The Brody File has the scoop on a new faith tour the Obama campaign is launching next week. Reprising a strategy that Obama and Hillary Clinton began experimenting with in the primaries last year, the tour will feature religious figures, scholars, and politicians:
Some of those high profile figures include Former Indiana Congressman and pro-life Democrat Tim Roemer, Catholic legal scholar Doug Kmiec, and author Donald Miller. You can also expect a soon to be named Evangelical North Carolina (red state) Congressman to travel the country as well. All of these surrogates are well versed and comfortable talking faith and politics. This is clearly a sign by the Obama campaign that they plan to target red state and swing state moderates.
A campaign official tells me the tour is designed to feature the “strong faith and values” of both Barack Obama and running mate Joe Biden. Issues will range from healthcare to poverty to the economy to climate change to yes, even abortion. The campaign understands tough questions may come their way but they’re ready with an answer of how they can reduce abortions.
While conservative Evangelicals have flocked to Palin, the Obama campaign is targeting voters from so many of the other faith traditions. The Brody File has been told that even with Palin now in the race, the Obama campaign’s internal faith polling shows them to be doing better than expected with other denominations besides conservative Evangelicals.
For example, they have their sites on places like Ohio which is home to roughly 500,000 United Methodists alone.
This tour will last about a month or so and will be in a town hall format where these speakers and others will give their talks in community centers and gyms and then take questions afterwards.

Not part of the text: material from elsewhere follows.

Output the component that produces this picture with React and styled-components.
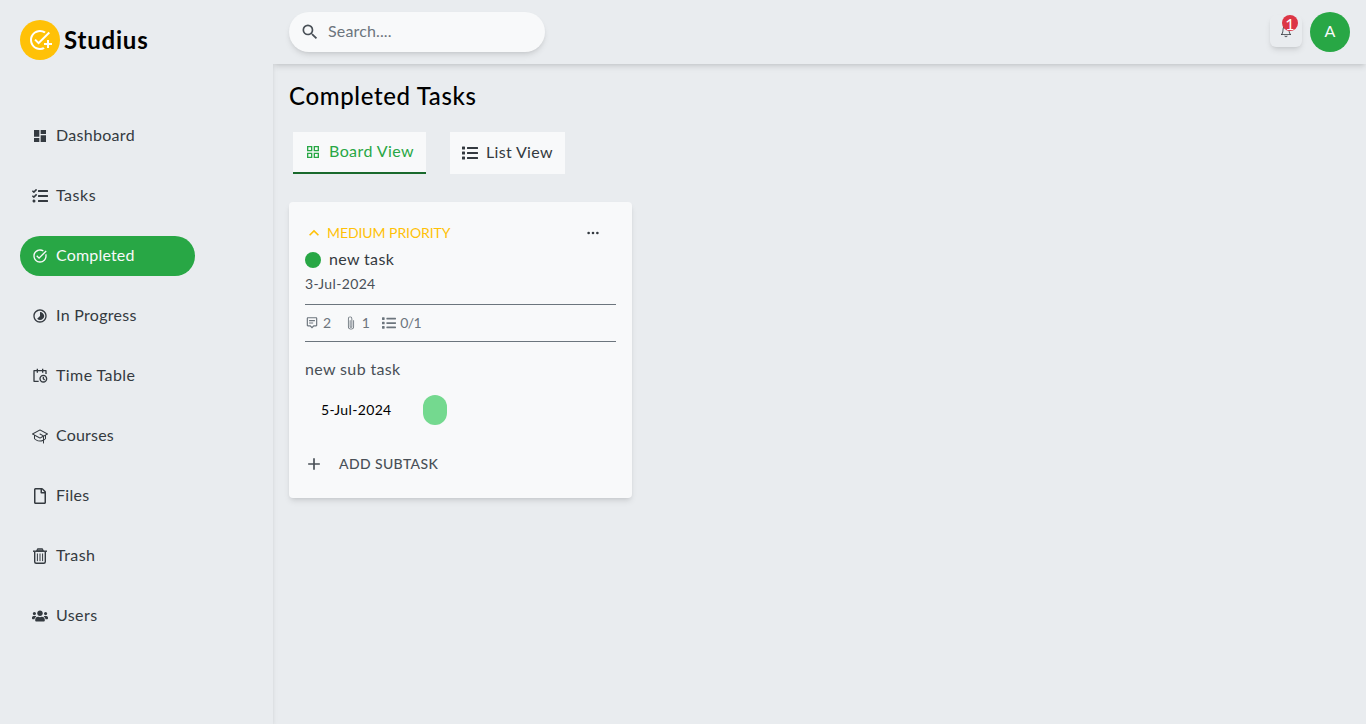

Among the states on the list are Colorado Indiana, North Carolina, Georgia, Michigan, Ohio, Pennsylvania, Missouri, Florida, New Mexico, Virginia and Wisconsin. Remember, the Obama campaign believes the White Catholic vote is very much in play especially in places like Pennsylvania. Plus, while conservative Evangelicals are not going to head Obama’s way, the campaign believes they can win over those moderate and liberal Evangelicals, Catholics and even some conservative mainline Protestants.
When Obama and Clinton tried this last year, the idea of them winning in red stats like North Carolina and Indiana, which went for George W. Bush by 15-percent or more in 2004, seemed far fetched. Not so anymore.
Interesting to note that new polling suggests that Obama’s surge in the red state comes in spite of McCain’s strong performance among white evangelicals. The Illinois senator is benefitting from strong support in cities, among young voters, blacks, and women. A new national poll actually shows McCain with a 71 – 21 percent lead among white evangelicals, up from 65 – 25 percent around a month ago.
That leads God-o-Meter to wonder: is Obama’s surge in the red states among certain demographics–women, for instance–due in part to his evangelical outreach making non-evangelicals more comfortable with him? It’s like of like Republicans appealing to African American voters to make white suburbanites more comfortable with backing the GOP. According to this theory, non-evangelicals like Obama’s faith- and evangelical-friendliness, even if their not very religious themselves.